Marguerite de Navarre (1492-1549)
Marguerite d'Angoulême, daughter of Charles d'Angoulême, comte d'Orléans, and Louise de Savoie and brother of the future Francis I, spent her childhood in Cognac, then at Blois. Her education was extensive, and she read widely in classical philosophy and the Scriptures. In 1509 she married Charles, duke of Alençon. In 1515, her brother Francis took the throne, and Marguerite joined him at the court. After a series of military campaigns in northern Italy, Francis was defeated at Pavia in 1525 by Charles V, Holy Roman Emperor, and taken prisoner to Madrid. Marguerite traveled to Madrid and negotiated her brother's release for a high ransom. Her husband died in the same year. In 1527 she married Henri d'Albret, king of Navarre, with whom she had one daughter, Jeanne, later the mother of the future Henry IV.
Marguerite continued her political role at her brother's court, but she devoted much of her energy and attention to spiritual matters as well. In 1521 she began a correspondance with Guillaume Briçonnet, bishop of Meaux, who introduced her to the evangelist movement and the call for reform within the Catholic Church and a return to the original purity of the Scriptures. Briçonnet, along with Jacques Lefèvre d'Etaples, shaped Marguerite's religious beliefs, and she in turn encouraged reform within the church and the need to reinterpret the Scriptures and translate them into French.
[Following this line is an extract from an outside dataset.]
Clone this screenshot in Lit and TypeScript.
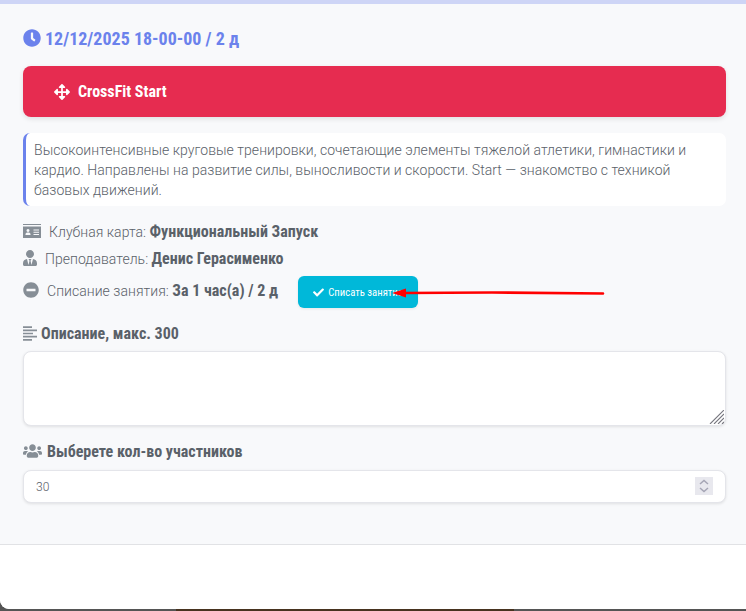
import { LitElement, html, css } from "lit";
import { customElement } from "lit/decorators.js";

const I = (vb: string, d: string, cls: string) => html`<svg class=${cls} viewBox=${vb} fill="currentColor" aria-hidden="true"><path d=${d} fill-rule="evenodd"></path></svg>`;

const clock = "M256,8C119,8,8,119,8,256S119,504,256,504,504,393,504,256,393,8,256,8Zm92.49,313h0l-20,25a16,16,0,0,1-22.49,2.5h0l-67-49.72a40,40,0,0,1-15-31.23V112a16,16,0,0,1,16-16h32a16,16,0,0,1,16,16V256l58,42.5A16,16,0,0,1,348.49,321Z";
const move = "M352.201 425.775l-79.196 79.196c-9.373 9.373-24.568 9.373-33.941 0l-79.196-79.196c-15.119-15.119-4.411-40.971 16.971-40.97h51.162L228 284H127.196v51.162c0 21.382-25.851 32.09-40.971 16.971L7.029 272.937c-9.373-9.373-9.373-24.569 0-33.941L86.225 159.8c15.119-15.119 40.971-4.411 40.971 16.971V228H228V127.196h-51.23c-21.382 0-32.09-25.851-16.971-40.971l79.196-79.196c9.373-9.373 24.568-9.373 33.941 0l79.196 79.196c15.119 15.119 4.411 40.971-16.971 40.971h-51.162V228h100.804v-51.162c0-21.382 25.851-32.09 40.97-16.971l79.196 79.196c9.373 9.373 9.373 24.569 0 33.941L425.773 352.2c-15.119 15.119-40.971 4.411-40.97-16.971V284H284v100.804h51.23c21.382 0 32.09 25.851 16.971 40.971z";
const check = "M173.898 439.404l-166.4-166.4c-9.997-9.997-9.997-26.206 0-36.204l36.203-36.204c9.997-9.998 26.207-9.998 36.204 0L192 312.69 432.095 72.596c9.997-9.997 26.207-9.997 36.204 0l36.203 36.204c9.997 9.997 9.997 26.206 0 36.204l-294.4 294.401c-9.998 9.997-26.207 9.997-36.204-.001z";
const minus = "M256 8C119 8 8 119 8 256s111 248 248 248 248-111 248-248S393 8 256 8zM124 296c-6.6 0-12-5.4-12-12v-56c0-6.6 5.4-12 12-12h264c6.6 0 12 5.4 12 12v56c0 6.6-5.4 12-12 12H124z";
const users = "M96 224c35.3 0 64-28.7 64-64s-28.7-64-64-64-64 28.7-64 64 28.7 64 64 64zm448 0c35.3 0 64-28.7 64-64s-28.7-64-64-64-64 28.7-64 64 28.7 64 64 64zm32 32h-64c-17.6 0-33.5 7.1-45.1 18.6 40.3 22.1 68.9 62 75.1 109.4h66c17.7 0 32-14.3 32-32v-32c0-35.3-28.7-64-64-64zm-256 0c61.9 0 112-50.1 112-112S381.9 32 320 32 208 82.1 208 144s50.1 112 112 112zm76.8 32h-8.3c-20.8 10-43.9 16-68.5 16s-47.6-6-68.5-16h-8.3C179.6 288 128 339.6 128 403.2V432c0 26.5 21.5 48 48 48h288c26.5 0 48-21.5 48-48v-28.8c0-63.6-51.6-115.2-115.2-115.2zm-223.7-13.4C161.5 263.1 145.6 256 128 256H64c-35.3 0-64 28.7-64 64v32c0 17.7 14.3 32 32 32h65.9c6.3-47.4 34.9-87.3 75.2-109.4z";
const tie = "M224 256c70.7 0 128-57.3 128-128S294.7 0 224 0 96 57.3 96 128s57.3 128 128 128zm95.8 32.6L272 480l-32-136 32-56h-96l32 56-32 136-47.8-191.4C56.9 292 0 350.3 0 422.4V464c0 26.5 21.5 48 48 48h352c26.5 0 48-21.5 48-48v-41.6c0-72.1-56.9-130.4-128.2-133.8z";
const idcard = "M0 0H18V1H0ZM0 2.5H18V14H0ZM5 5a1.5 1.5 0 1 0 .01 0ZM2.5 10.5C2.5 9 3.5 8.6 5 8.6S7.5 9 7.5 10.5V11H2.5ZM10.5 5.5V6.5H16V5.5ZM10.5 7.7V8.7H16V7.7ZM10.5 9.9V10.9H16V9.9Z";
const align = "M0 0H9V1.7H0ZM0 3.2H14V4.9H0ZM0 6.4H10V8.1H0ZM0 9.6H14V11.3H0ZM0 12.8H9V14.5H0Z";

@customElement("app-root")
export class AppRoot extends LitElement {
  static styles = css`
    :host { display: block; height: 611px; overflow: hidden; background: #535353; font-family: Roboto, "Noto Sans", sans-serif; color: #5a6169; position: relative; }
    .modal { display: flex; flex-direction: column; height: 609px; border-radius: 0 0 0 9px; overflow: hidden; background: #fff; }
    .topbar { height: 4px; background: #ced5f6; flex: none; }
    .body { height: 541px; box-sizing: border-box; flex: none; background: #f8f9fb; padding: 23px 20px 0 23px; border-bottom: 1px solid #e1e2e5; display: flex; flex-direction: column; }
    .cond { font-stretch: 75%; font-weight: 700; }
    .date { display: flex; align-items: center; gap: 4px; height: 22px; color: #6b82ec; font-size: 18px; }
    .date svg { width: 18px; height: 18px; }
    .card { margin-top: 17px; height: 51px; background: #e62c50; border-radius: 8px; box-shadow: 0 2px 5px rgba(0,0,0,.1); color: #fff; display: flex; align-items: center; padding-left: 31px; gap: 8px; font-size: 16px; }
    .card svg { width: 16px; height: 16px; }
    .desc { margin-top: 16px; height: 73px; box-sizing: border-box; background: #fff; border-left: 3px solid #6b82ec; border-radius: 7px; padding: 7px 8px 0 8px; font-size: 14px; letter-spacing: .04px; font-weight: 300; line-height: 20px; color: #5a6169; }
    .row { display: flex; align-items: center; font-size: 14px; letter-spacing: .04px; font-weight: 300; color: #5a6169; height: 20px; }
    .row b { font-stretch: 75%; font-weight: 700; font-size: 16px; letter-spacing: 0; }
    .row svg { color: #868e96; flex: none; }
    .r1 { margin-top: 15px; gap: 8px; }
    .r1 svg { width: 18px; height: 14px; }
    .r2 { margin-top: 7px; gap: 8px; }
    .r2 svg { width: 14px; height: 16px; }
    .r3 { margin-top: 4px; height: 36px; gap: 8px; }
    .r3 svg { width: 16px; height: 16px; }
    .btn { margin: 4px 0 0 12px; width: 120px; height: 32px; border: 0; border-radius: 6px; background: #00b8d9; color: #fff; display: flex; align-items: center; justify-content: center; gap: 4px; font: 400 10.7px Roboto, sans-serif; font-stretch: 75%; box-shadow: 0 1px 3px rgba(0,0,0,.08); padding: 0; }
    .btn svg { color: #fff; width: 11px; height: 11px; }
    .label { display: flex; align-items: center; gap: 4px; height: 20px; font-size: 16px; }
    .l1 { margin-top: 15px; }
    .l1 svg { width: 14px; height: 15px; color: #868e96; }
    .l2 { margin-top: 15px; gap: 5px; }
    .l2 svg { width: 19px; height: 16px; color: #868e96; }
    textarea, input { box-sizing: border-box; width: 100%; display: block; background: #fff; border: 1px solid #e4e5ea; border-radius: 8px; box-shadow: 0 1px 3px rgba(0,0,0,.1); outline: none; margin: 0; font: 300 12px Roboto, sans-serif; color: #5a6169; }
    .area { position: relative; margin-top: 8px; }
    textarea { height: 75px; resize: none; }
    .grip { position: absolute; right: 2px; bottom: 2px; width: 15px; height: 14px; }
    .num { position: relative; margin-top: 9px; }
    input { height: 33px; padding: 0 12px; }
    .spin { position: absolute; right: 13px; top: 7px; width: 18px; height: 18px; background: #e8e8ee; }
    .foot { flex: 1; background: #fff; }
    .strip { height: 2px; background: linear-gradient(90deg, #555 0 176px, #47331f 176px 514px, #555 514px); }
    .arrow { position: absolute; left: 380px; top: 284px; width: 226px; height: 18px; pointer-events: none; }
  `;

  render() {
    return html`
      <div class="modal">
        <div class="topbar"></div>
        <div class="body">
          <div class="date cond">${I("0 0 512 512", clock, "")}<span>12/12/2025 18-00-00 / 2 д</span></div>
          <div class="card cond">${I("0 0 512 512", move, "")}<span>CrossFit Start</span></div>
          <div class="desc">Высокоинтенсивные круговые тренировки, сочетающие элементы тяжелой атлетики, гимнастики и кардио. Направлены на развитие силы, выносливости и скорости. Start — знакомство с техникой базовых движений.</div>
          <div class="row r1">${I("0 0 18 14", idcard, "")}<span>Клубная карта: <b>Функциональный Запуск</b></span></div>
          <div class="row r2">${I("0 0 448 512", tie, "")}<span>Преподаватель: <b>Денис Герасименко</b></span></div>
          <div class="row r3">${I("0 0 512 512", minus, "")}<span>Списание занятия: <b>За 1 час(а) / 2 д</b></span>
            <button class="btn">${I("0 0 512 512", check, "")}<span>Списать занятие</span></button>
          </div>
          <div class="label l1 cond">${I("0 0 14 14.5", align, "")}<span>Описание, макс. 300</span></div>
          <div class="area">
            <textarea></textarea>
            <svg class="grip" viewBox="0 0 15 14" fill="none" stroke="#77777f" stroke-width="1.1"><path d="M1 14L15 0M5 14L15 4M9 14L15 8M13 14L15 12"></path></svg>
          </div>
          <div class="label l2 cond">${I("0 0 640 512", users, "")}<span>Выберете кол-во участников</span></div>
          <div class="num">
            <input value="30" />
            <div class="spin"><svg viewBox="0 0 18 18" width="18" height="18" fill="none" stroke="#a5a5b5" stroke-width="1.5"><path d="M5 7l4-3.5L13 7M5 11l4 3.5 4-3.5"></path></svg></div>
          </div>
        </div>
        <div class="foot"></div>
      </div>
      <div class="strip"></div>
      <svg class="arrow" viewBox="0 0 226 18"><path d="M223 9.5L112 8.5 24 9" stroke="#f00" stroke-width="2.6" fill="none" stroke-linecap="round"></path><path d="M12 9L26 4.5V13.5Z" fill="#f00"></path></svg>
    `;
  }
}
She herself habitually retired to meditate and pray, and composed numerous works of devotional poetry, including those published in the Marguerites de la Marguerite des princesses (1547). Her Miroir de l'âme pecheresse, first published in 1531, then again as the first poem in the Marguerites (1547), provoked the censure of the Sorbonne theologians for its expression of ideas associated with the religious reform movement.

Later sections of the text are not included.